The album closes with an improvisation, recorded in a single, unedited
take; that's right, an improv, which serves as the linkage between "Let's
Call It Love" and "Night Light," just like on those old Grateful Dead
bootlegs, or maybe like in those Led Zeppelin shows from the seventies, a
big inflammatory guitar solo passage, with tons of noise, and why you ask,
why is this necessary, why even connect the two songs at all, well,
because they connect two halves of the experience of human psychology in
these rather dispiriting times, these dark ages, the first half, "Let's
Call It Love," being the totally outrageous and very sexy desire part of
the story ("A woman is not a girl/she could show you a thing or two," or:
"Let's call it my royal flush, I'll show you what to do with it,"), the
second half representing the domestic impulse: "How do you do it/This
bitter and bloody world/Keep It Together and Shine for Your Family." And
the ligementary connection is the inarguable greatness of the instrumental
passage, sort of like the over-the-top soloing in "Whole Lotta Love." In
fact, rarely has a band digested the influence of the Zeppelin catalogue
in such a creative and diabolical way.
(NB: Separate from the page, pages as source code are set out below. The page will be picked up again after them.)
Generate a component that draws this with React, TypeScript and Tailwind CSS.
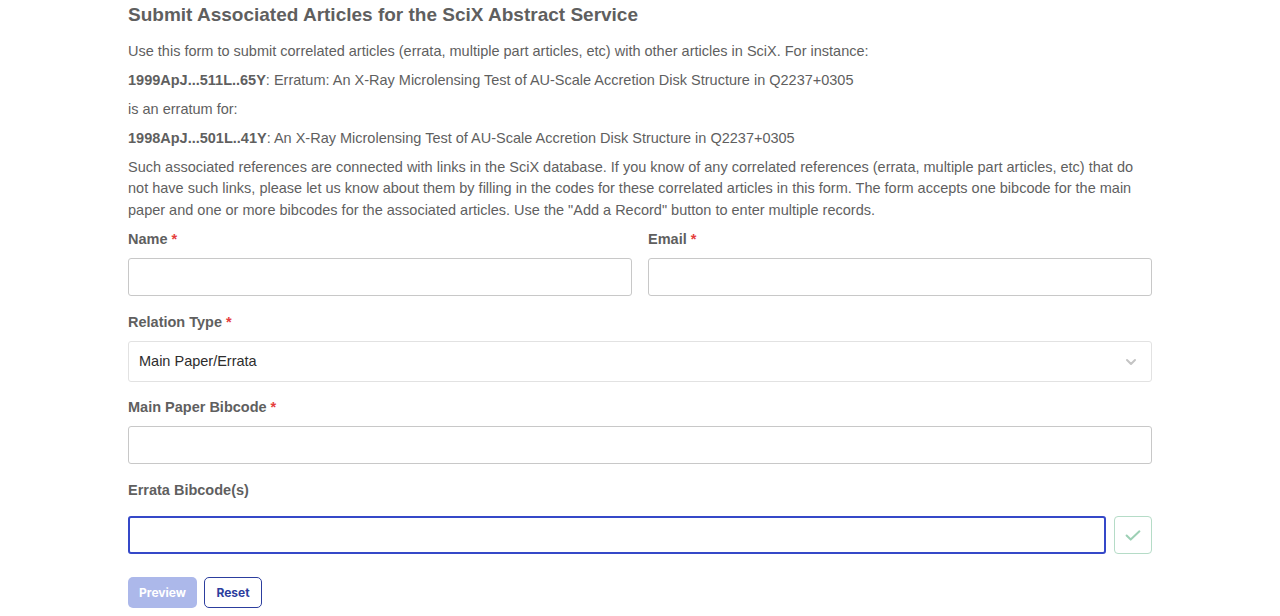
import React from "react";

const Req = () => <span className="text-[#e53e3e] ml-1">*</span>;

export default function App() {
  return (
    <div className="w-full min-h-[616px] bg-white" style={{ fontFamily: '"Liberation Sans", Arial, sans-serif' }}>
      <div className="w-[1024px] mx-auto text-[#5f5f5f]">
        <h1 className="text-[19px] font-bold leading-[24px] pt-[3px] text-[#5f5f5f]">Submit Associated Articles for the SciX Abstract Service</h1>
        <div className="mt-[14px] text-[14.5px] leading-[21.6px]">
          <p>Use this form to submit correlated articles (errata, multiple part articles, etc) with other articles in SciX. For instance:</p>
          <p className="mt-[7.4px]"><b>1999ApJ...511L..65Y</b>: Erratum: An X-Ray Microlensing Test of AU-Scale Accretion Disk Structure in Q2237+0305</p>
          <p className="mt-[7.4px]">is an erratum for:</p>
          <p className="mt-[7.4px]"><b>1998ApJ...501L..41Y</b>: An X-Ray Microlensing Test of AU-Scale Accretion Disk Structure in Q2237+0305</p>
          <p className="mt-[7px]">Such associated references are connected with links in the SciX database. If you know of any correlated references (errata, multiple part articles, etc) that do not have such links, please let us know about them by filling in the codes for these correlated articles in this form. The form accepts one bibcode for the main paper and one or more bibcodes for the associated articles. Use the "Add a Record" button to enter multiple records.</p>
        </div>
        <div className="mt-[8px] flex gap-4">
          <div className="flex-1">
            <label className="block text-[14.5px] font-bold leading-[20px]">Name<Req /></label>
            <input className="mt-[9px] block w-full h-[38px] border border-[#c8c8c8] rounded-[3px] outline-none" />
          </div>
          <div className="flex-1">
            <label className="block text-[14.5px] font-bold leading-[20px]">Email<Req /></label>
            <input className="mt-[9px] block w-full h-[38px] border border-[#c8c8c8] rounded-[3px] outline-none" />
          </div>
        </div>
        <label className="mt-[16px] block text-[14.5px] font-bold leading-[20px]">Relation Type<Req /></label>
        <div className="mt-[9px] h-[41px] border border-[#e2e2e2] rounded-[3px] flex items-center justify-between pl-[10px] pr-[12px]">
          <span className="text-[14.5px] text-[#2d2d2d]">Main Paper/Errata</span>
          <svg width="16" height="16" viewBox="0 0 24 24" fill="none" stroke="#c4c4c4" strokeWidth="3" strokeLinecap="round" strokeLinejoin="round"><path d="M6 9l6 6 6-6" /></svg>
        </div>
        <label className="mt-[15px] block text-[14.5px] font-bold leading-[20px]">Main Paper Bibcode<Req /></label>
        <input className="mt-[9px] block w-full h-[38px] border border-[#c8c8c8] rounded-[3px] outline-none" />
        <label className="mt-[16px] block text-[14.5px] font-bold leading-[20px]">Errata Bibcode(s)</label>
        <div className="mt-[16px] flex gap-2">
          <input className="flex-1 h-[38px] border-2 border-[#3548c8] rounded-[3px] outline-none" />
          <button className="w-[38px] h-[38px] border border-[#b5dcc7] rounded-[4px] flex items-center justify-center">
            <svg width="22" height="22" viewBox="0 0 24 24" fill="none" stroke="#9dd0b5" strokeWidth="2.2" strokeLinecap="round" strokeLinejoin="round"><path d="M5 12.5l4.5 4.5L19 8" /></svg>
          </button>
        </div>
        <div className="mt-[23px] flex gap-[7px]" style={{ fontFamily: 'Inter, sans-serif' }}>
          <button className="h-[31px] w-[69px] rounded-[5px] bg-[#acb8ea] text-white text-[12px] font-bold">Preview</button>
          <button className="h-[31px] w-[58px] rounded-[5px] border border-[#2c3e9e] text-[#2c3e9e] text-[12px] font-bold">Reset</button>
        </div>
      </div>
    </div>
  );
}
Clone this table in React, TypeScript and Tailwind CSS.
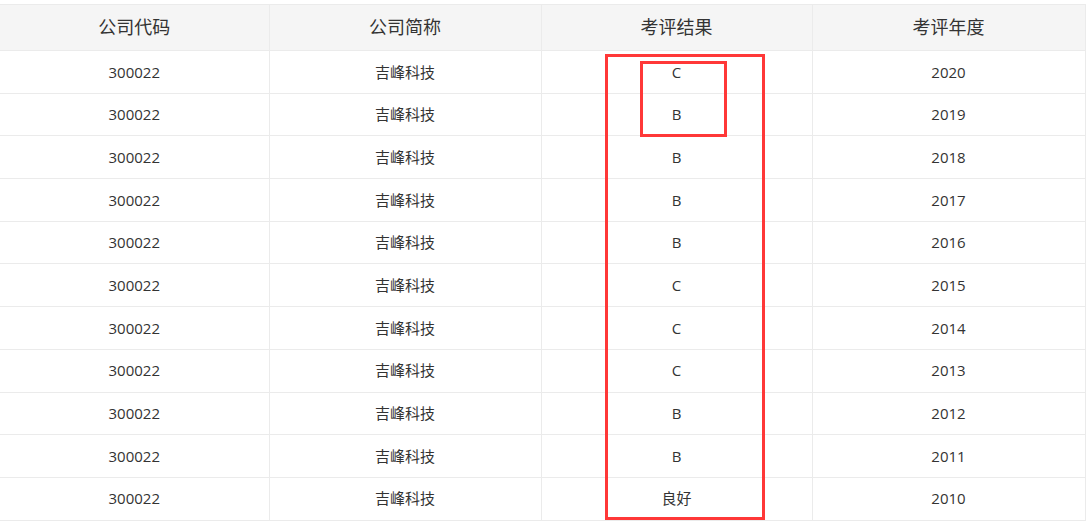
const rows = [
  ["300022", "吉峰科技", "C", "2020"],
  ["300022", "吉峰科技", "B", "2019"],
  ["300022", "吉峰科技", "B", "2018"],
  ["300022", "吉峰科技", "B", "2017"],
  ["300022", "吉峰科技", "B", "2016"],
  ["300022", "吉峰科技", "C", "2015"],
  ["300022", "吉峰科技", "C", "2014"],
  ["300022", "吉峰科技", "C", "2013"],
  ["300022", "吉峰科技", "B", "2012"],
  ["300022", "吉峰科技", "B", "2011"],
  ["300022", "吉峰科技", "良好", "2010"],
];

const headers = ["公司代码", "公司简称", "考评结果", "考评年度"];

export default function App() {
  return (
    <div
      className="relative w-[1087px] h-[524px] bg-white text-[#333] overflow-hidden"
      style={{ fontFamily: '"Open Sans", "Noto Sans CJK SC", sans-serif' }}
    >
      <div className="pt-[4px]">
        <table className="w-[1085px] border-collapse table-fixed">
          <colgroup>
            <col className="w-[269px]" />
            <col className="w-[272px]" />
            <col className="w-[271px]" />
            <col className="w-[273px]" />
          </colgroup>
          <thead>
            <tr className="h-[46px] bg-[#f5f5f5]">
              {headers.map((h, j) => (
                <th
                  key={h}
                  className={`border border-[#ebebeb] text-[18px] font-normal text-center p-0 ${j === 0 ? "border-l-0" : ""}`}
                >
                  {h}
                </th>
              ))}
            </tr>
          </thead>
          <tbody>
            {rows.map((r, i) => (
              <tr key={i} className="h-[42.7px]">
                {r.map((c, j) => (
                  <td
                    key={j}
                    className={`border border-[#ebebeb] text-[15px] text-center p-0 ${j === 0 ? "border-l-0" : ""}`}
                  >
                    {c}
                  </td>
                ))}
              </tr>
            ))}
          </tbody>
        </table>
      </div>

      {/* annotations */}
      <div className="absolute left-[605px] top-[54px] w-[160px] h-[466px] border-[3px] border-[#ff3838]" />
      <div className="absolute left-[640px] top-[61px] w-[87px] h-[76px] border-[3px] border-[#ff3838]" />
    </div>
  );
}
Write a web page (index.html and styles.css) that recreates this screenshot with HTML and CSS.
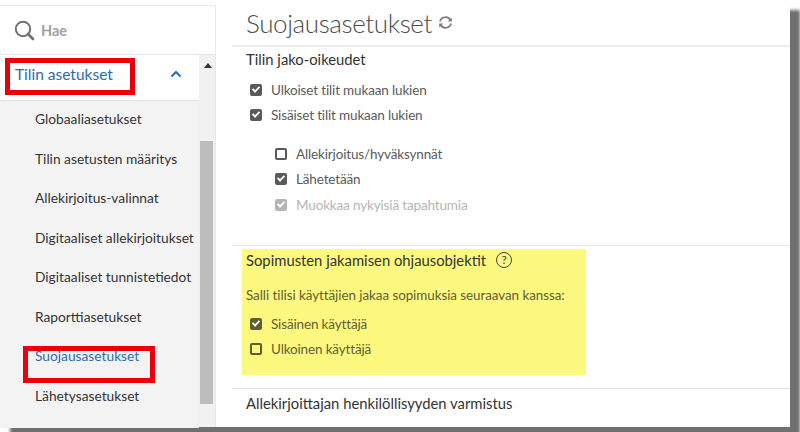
FILE: index.html
```html
<!DOCTYPE html>
<html lang="fi">
<head>
    <meta charset="UTF-8">
    <meta name="viewport" content="width=device-width, initial-scale=1.0">
    <title>Suojausasetukset</title>
    <link rel="stylesheet" href="styles.css">
</head>
<body>
    <div class="window">
        <!-- Sivupalkki -->
        <aside class="sidebar">
            <div class="search">
                <svg class="search-icon" width="22" height="22" viewBox="0 0 22 22">
                    <circle cx="10" cy="10" r="7.2" fill="none" stroke="#707070" stroke-width="2"/>
                    <path d="M15 15l5 5" stroke="#707070" stroke-width="2.6" stroke-linecap="round"/>
                </svg>
                <span>Hae</span>
            </div>
            <div class="menu">
                <div class="menu-list">
                    <div class="menu-head">
                        <a href="#">Tilin asetukset</a>
                        <svg width="12" height="8" viewBox="0 0 12 8">
                            <path d="M1.5 6.5L6 2l4.500 4.500" fill="none" stroke="#2b6cb0" stroke-width="2"/>
                        </svg>
                    </div>
                    <ul class="menu-items">
                        <li>Globaaliasetukset</li>
                        <li>Tilin asetusten määritys</li>
                        <li>Allekirjoitus-valinnat</li>
                        <li>Digitaaliset allekirjoitukset</li>
                        <li>Digitaaliset tunnistetiedot</li>
                        <li>Raporttiasetukset</li>
                        <li class="active">Suojausasetukset</li>
                        <li>Lähetysasetukset</li>
                    </ul>
                </div>
                <div class="scrollbar">
                    <div class="scroll-arrow"></div>
                    <div class="scroll-thumb"></div>
                </div>
            </div>
            <div class="red-box box-head"></div>
            <div class="red-box box-item"></div>
        </aside>

        <!-- Sisältö -->
        <main class="content">
            <div class="title-row">
                <h1>Suojausasetukset</h1>
                <svg width="15" height="15" viewBox="0 0 15 15">
                    <path d="M2 6.500A5.600 5.600 0 0 1 12.300 5M13 8.500A5.600 5.600 0 0 1 2.700 10" fill="none" stroke="#7a7a7a" stroke-width="1.700"/>
                    <path d="M13.800 2.500v4h-4zM1.200 12.500v-4h4z" fill="#7a7a7a"/>
                </svg>
            </div>

            <section class="share-rights">
                <h2>Tilin jako-oikeudet</h2>
                <label class="check"><span class="box on"></span>Ulkoiset tilit mukaan lukien</label>
                <label class="check"><span class="box on"></span>Sisäiset tilit mukaan lukien</label>
                <div class="sub-checks">
                    <label class="check"><span class="box"></span>Allekirjoitus/hyväksynnät</label>
                    <label class="check"><span class="box on"></span>Lähetetään</label>
                    <label class="check disabled"><span class="box on"></span>Muokkaa nykyisiä tapahtumia</label>
                </div>
            </section>

            <section class="controls">
                <div class="highlight">
                    <h2>Sopimusten jakamisen ohjausobjektit <span class="help">?</span></h2>
                    <p>Salli tilisi käyttäjien jakaa sopimuksia seuraavan kanssa:</p>
                    <label class="check"><span class="box on"></span>Sisäinen käyttäjä</label>
                    <label class="check"><span class="box"></span>Ulkoinen käyttäjä</label>
                </div>
            </section>

            <section class="verify">
                <h2>Allekirjoittajan henkilöllisyyden varmistus</h2>
            </section>
        </main>
    </div>
</body>
</html>
```

FILE: styles.css
```css
html, body {
    height: 432px;
    overflow: hidden;
}
body {
    margin: 0;
    background-color: #fff;
    color: #4b4b4b;
    font-family: Lato, Arial, sans-serif;
}
.window {
    display: flex;
    width: 790px;
    height: 427px;
    background-color: #fff;
    box-shadow: 10px 10px 3px #6f6f6f;
}
.sidebar {
    position: relative;
    display: flex;
    flex-direction: column;
    width: 215px;
    margin-top: 5px;
    border-top: 1px solid #eaeaea;
    border-right: 1px solid #e8e8e8;
}
.search {
    display: flex;
    align-items: center;
    gap: 6px;
    height: 48px;
    padding-left: 13px;
    border-bottom: 1px solid #e4e4e4;
    color: #a0a0a0;
    font-size: 14.500px;
    font-weight: 700;
}
.menu {
    flex: 1;
    display: flex;
    min-height: 0;
}
.menu-list {
    flex: 1;
}
.menu-head {
    display: flex;
    align-items: center;
    justify-content: space-between;
    box-sizing: border-box;
    height: 46px;
    padding: 0 17px 8px 15px;
    border-bottom: 1px solid #e0e0e0;
}
.menu-head a {
    color: #2b6cb0;
    font-size: 15.500px;
    text-decoration: none;
}
.menu-items {
    list-style: none;
    margin: 0;
    padding: 0 0 0 35px;
    height: 327px;
    background-color: #f3f3f3;
    color: #333;
    font-size: 13.750px;
}
.menu-items li {
    height: 39.500px;
    line-height: 36px;
    white-space: nowrap;
}
.menu-items .active {
    color: #2b6cb0;
}
.scrollbar {
    width: 16px;
    background-color: #f1f1f1;
    padding-left: 1px;
    box-sizing: border-box;
}
.scroll-arrow {
    width: 0;
    margin: 8px auto 0;
    border-left: 4px solid transparent;
    border-right: 4px solid transparent;
    border-bottom: 5px solid #333;
}
.scroll-thumb {
    height: 263px;
    margin: 73px 2px 0 0;
    background-color: #bdbdbd;
}
.red-box {
    position: absolute;
    box-sizing: border-box;
    border: 5px solid #e8000d;
}
.box-head {
    left: 5px;
    top: 52px;
    width: 130px;
    height: 37px;
}
.box-item {
    left: 23px;
    top: 340px;
    width: 132px;
    height: 37px;
}
.content {
    flex: 1;
    min-width: 0;
    padding-left: 16px;
}
.title-row {
    display: flex;
    align-items: center;
    gap: 6px;
    height: 45px;
    padding-left: 14px;
    border-bottom: 2px solid #eeeeee;
}
h1 {
    margin: 0;
    color: #4b4b4b;
    font-size: 26px;
    font-weight: 300;
    letter-spacing: -0.4px;
}
h2 {
    margin: 0;
    color: #333;
    font-size: 14.800px;
    font-weight: 400;
}
.check {
    display: flex;
    align-items: center;
    gap: 9px;
    height: 25.500px;
    font-size: 13.500px;
    letter-spacing: -0.15px;
    color: #5a5a5a;
}
.box {
    position: relative;
    flex: none;
    box-sizing: border-box;
    width: 12px;
    height: 12px;
    margin-left: 4px;
    border: 2px solid #5a5a5a;
    border-radius: 2px;
}
.box.on {
    background-color: #5a5a5a;
}
.box.on::after {
    content: "";
    position: absolute;
    left: 0;
    top: 0;
    width: 8px;
    height: 5px;
    border-left: 2px solid #fff;
    border-bottom: 2px solid #fff;
    transform: rotate(-45deg) scale(0.9);
    box-sizing: border-box;
}
.share-rights {
    box-sizing: border-box;
    height: 199px;
    padding: 3px 0 0 14px;
    border-bottom: 1px solid #e6e6e6;
}
.share-rights h2 {
    height: 20px;
    margin-bottom: 7px;
}
.sub-checks {
    margin: 13px 0 0 25px;
}
.disabled {
    color: #b5b5b5;
}
.disabled .box {
    background-color: #b5b5b5;
    border-color: #b5b5b5;
}
.controls {
    box-sizing: border-box;
    height: 143px;
    padding: 3px 0 0 10px;
    border-bottom: 1px solid #e0e0e0;
}
.highlight {
    box-sizing: border-box;
    width: 344px;
    height: 126px;
    padding: 1px 0 0 4px;
    background-color: #fdf97f;
}
.highlight h2 {
    display: flex;
    align-items: center;
    gap: 10px;
    height: 20px;
}
.highlight p {
    margin: 17px 0 8px;
    font-size: 13.400px;
    letter-spacing: -0.05px;
    color: #5f5e32;
}
.highlight .check {
    color: #5f5e32;
}
.highlight .box {
    border-color: #5f5e32;
}
.highlight .box.on {
    background-color: #5f5e32;
}
.help {
    display: inline-block;
    box-sizing: border-box;
    width: 16px;
    height: 16px;
    border: 1.500px solid #444;
    border-radius: 50%;
    font-size: 11px;
    line-height: 13px;
    text-align: center;
}
.verify {
    padding: 5px 0 0 14px;
}
```
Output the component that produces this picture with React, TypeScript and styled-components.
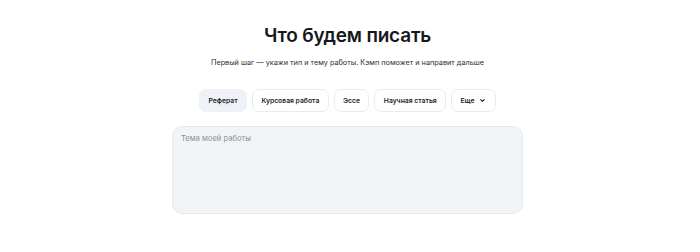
import { useState } from "react";
import styled, { createGlobalStyle } from "styled-components";

const GlobalStyle = createGlobalStyle`
  html, body {
    margin: 0;
    padding: 0;
    background: #ffffff;
  }
  body {
    font-family: Inter, "Noto Sans", sans-serif;
    color: #1b1d21;
  }
`;

const Page = styled.div`
  display: flex;
  flex-direction: column;
  align-items: center;
  padding: 24px 5px 0 0;
`;

const Title = styled.h1`
  margin: 0;
  font-size: 19px;
  font-weight: 600;
  letter-spacing: -0.2px;
  line-height: 24px;
  color: #17181b;
`;

const Subtitle = styled.p`
  margin: 9px 0 0;
  font-size: 7.3px;
  line-height: 12px;
  color: #2b2d31;
`;

const TypeRow = styled.div`
  display: flex;
  gap: 5px;
  margin-top: 20px;
`;

const TypeButton = styled.button<{ active?: boolean }>`
  display: flex;
  align-items: center;
  gap: 5px;
  height: 23px;
  padding: 0 8.4px;
  border-radius: 7px;
  border: 1px solid ${({ active }) => (active ? "#eef2f6" : "#e8ecf0")};
  background: ${({ active }) => (active ? "#eef2f6" : "#ffffff")};
  font-family: inherit;
  font-size: 6.8px;
  font-weight: 600;
  color: #1d1f23;
  cursor: pointer;
`;

const Chevron = styled.svg`
  width: 7px;
  height: 7px;
`;

const TopicBox = styled.textarea`
  box-sizing: border-box;
  width: 351px;
  height: 88px;
  margin-top: 14px;
  padding: 7px 8px;
  border: 1px solid #e6eaef;
  border-radius: 10px;
  background: #f0f4f7;
  resize: none;
  outline: none;
  font-family: inherit;
  font-size: 7.6px;
  color: #1d1f23;

  &::placeholder {
    color: #8b9096;
  }
`;

const types = ["Реферат", "Курсовая работа", "Эссе", "Научная статья"];

const App = () => {
  const [selected, setSelected] = useState("Реферат");

  return (
    <>
      <GlobalStyle />
      <Page>
        <Title>Что будем писать</Title>
        <Subtitle>Первый шаг — укажи тип и тему работы. Кэмп поможет и направит дальше</Subtitle>
        <TypeRow>
          {types.map((t) => (
            <TypeButton key={t} active={selected === t} onClick={() => setSelected(t)}>
              {t}
            </TypeButton>
          ))}
          <TypeButton>
            Еще
            <Chevron viewBox="0 0 10 10" fill="none" stroke="#1d1f23" strokeWidth="1.5" strokeLinecap="round" strokeLinejoin="round">
              <path d="M2.5 3.8 5 6.3 7.5 3.8" />
            </Chevron>
          </TypeButton>
        </TypeRow>
        <TopicBox placeholder="Тема моей работы" />
      </Page>
    </>
  );
};

export default App;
The point of the improvisation is
that it sacrifices everything to feeling, it throws everything onto the
fire, in the name of provocation, the better to illustrate the kind of
Dionysian/Apollonian opposition of Carrie and Corin, the enraged, the
outraged, the unignorable, and then, differently, the tender, the
melancholy, the gentle, each of these things in each of the players,
always completed ornamented and augmented by Janet's amazing drumming.
They came from the Pacific Northwest, but they won't be stuck there. They
want history, they want time, they want art, they want to deal with
culture, they have demands, they have needs, they have vision, they have
aspirations. And now they have The Woods.